Taking a wild guess, the CRC of a file is pretty much like getting a
hash key for a large piece of data. Thus, reducing many files all 15 Meg
in size will someday lead to a collision of the same CRC for two
different files, correct? Or has someone worked such good magic that you
can reduce a 15 Meg file to 32 chars and never get the same 32 chars...
I doubt that.

So, what standards are out there?

And which ones come with some source code.

(I am looking at, for my electronic software distribution systems, using
the byte count and CRC of a file to make sure it is the correct version
vs date/time/size which I currently use as the date/time math gets to be
a real pain when working on networks across time zones / across file
systems some of which are doing UTC time vs local time... uuggg!!!)

--
Michael Lueck
Lueck Data Systems

Remove the upper case letters NOSPAM to contact me directly.


peter volsted

unread,
Sep 8, 2001, 7:09:45 AM9/8/01
to

hi

> Michael Lueck wrote:
>
> I am looking to understand any CRC standards which may exist, C source
> code for them, etc... so I can build a CRC function in a Rexx DLL.
>

This:
- - - - -
Name A REXX interface DLL for calculating CRC-32 checksums
Version 1.00
Author Mads Orbesen Troest & SIRIUS Cybernetics
(see EMail Addresses)
Distrib. Freeware (?)
Type DLL
Price -
Source Internet
Name: rxcrc32.*


This DLL contains two functions - one to calculate
the CRC-32 of a string and one to calculate the
CRC-32 of an entire file.
- - - - -
is a snip from the extremely valuable Rexx Tips & Tricks V. 3.20 by Bernd
Schemmer, latest update aug. 5 this year;
to be found on hobbes as rxtt32.zip
but you probably new that already.


--
good luck

peter

Mike Ruskai

unread,
Sep 8, 2001, 11:30:05 AM9/8/01
to
On Fri, 07 Sep 2001 21:51:30 -0400, Michael Lueck wrote:

>I am looking to understand any CRC standards which may exist, C source
>code for them, etc... so I can build a CRC function in a Rexx DLL.
>
>Taking a wild guess, the CRC of a file is pretty much like getting a
>hash key for a large piece of data. Thus, reducing many files all 15 Meg
>in size will someday lead to a collision of the same CRC for two
>different files, correct? Or has someone worked such good magic that you
>can reduce a 15 Meg file to 32 chars and never get the same 32 chars...
>I doubt that.
>
>So, what standards are out there?
>
>And which ones come with some source code.

There is a standard of sorts for CRC16 and CRC32.

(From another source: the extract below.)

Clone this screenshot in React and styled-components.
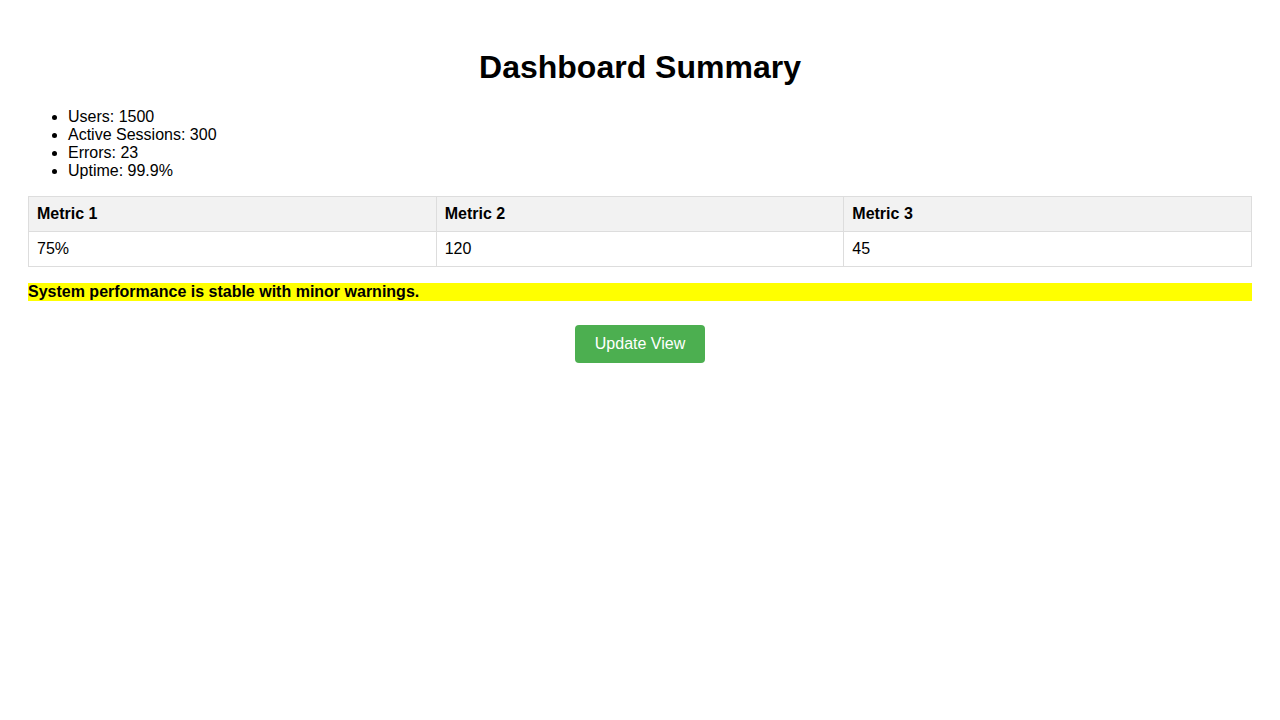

It's a whole lot of dry math, so you'll probably want to skip right to some
source code. Here's what I use in one of my programs:

----- crc32.h -----
#ifndef __CRC32_H__
#define __CRC32_H__

#define ULONG unsigned long
#define LONG long

#define POLYNOMIAL 0x04c11db7L
void GenCRCTable(ULONG *table);
ULONG UpdateCRC(ULONG currCRC, ULONG *table, char *data, LONG dataLen);
ULONG Reflect(ULONG ref, char ch);

#endif
----- end crc32.h -----

----- crc32.c -----
#include "crc32.h"

void GenCRCTable(ULONG *table)
{
int i, j;

for(i = 0; i <= 0xFF; i++)
{
table[i]=Reflect(i, 8) << 24;
for (j = 0; j < 8; j++)
{
table[i] = (table[i] << 1) ^ (table[i] & (1 << 31) ? POLYNOMIAL :
0);
}
table[i] = Reflect(table[i], 32);
}
}

ULONG UpdateCRC(ULONG currCRC, ULONG *table, char *data, LONG dataLen)
{
while(dataLen--)
{
currCRC=(currCRC >> 8) ^ table[(currCRC & 0xFF) ^ *data++];
}

return currCRC;
}

ULONG Reflect(ULONG ref, char ch)
{
ULONG value=0;
int i;

for (i=1; i<(ch+1); i++)
{
if (ref & 1)
{
value |= 1 << (ch - i);
}
ref >>= 1;
}

return value;
}
----- end crc32.c -----

Here's a small sample showing how to use the above:

#include <stdio.h>
#include <string.h>
#include "crc32.h"

int main()
{
char tstring[]="Test string for CRC32\r\n";
ULONG table[256];
ULONG crcval=0xffffffff;

GenCRCTable(table);

crcval=UpdateCRC(crcval, table, tstring, strlen(tstring)) ^ 0xffffffff;

printf("\nCRC32 value: %08X\n", crcval);

return 0;
}

The important points to remember are starting your CRC value out as
0xffffffff, and doing an exclusive OR with that same value when all of the
updates are done. The above does the entire string in one shot. For a file,
you'd call UpdateCRC() for each chunk read from the file (obviously, you
wouldn't do the XOR for each chunk - only after the last one). You can test
the above by echoing the string (sans carriage return and linefeed, which the
ECHO command will add for you) to a file, then zipping it up and looking at
the contents.

Obviously, since there are only 2^32 possible values, a CRC32 value can
definitely apply to more than one string of bytes. The probability, however,
is very low. The polynomial for the standard was chosen to make this
probability as independent as possible from the similarity of the two byte
strings that happen to have the same CRC32 value. You can see this easily by
changing a single bit in a large file. The CRC32 changes drastically.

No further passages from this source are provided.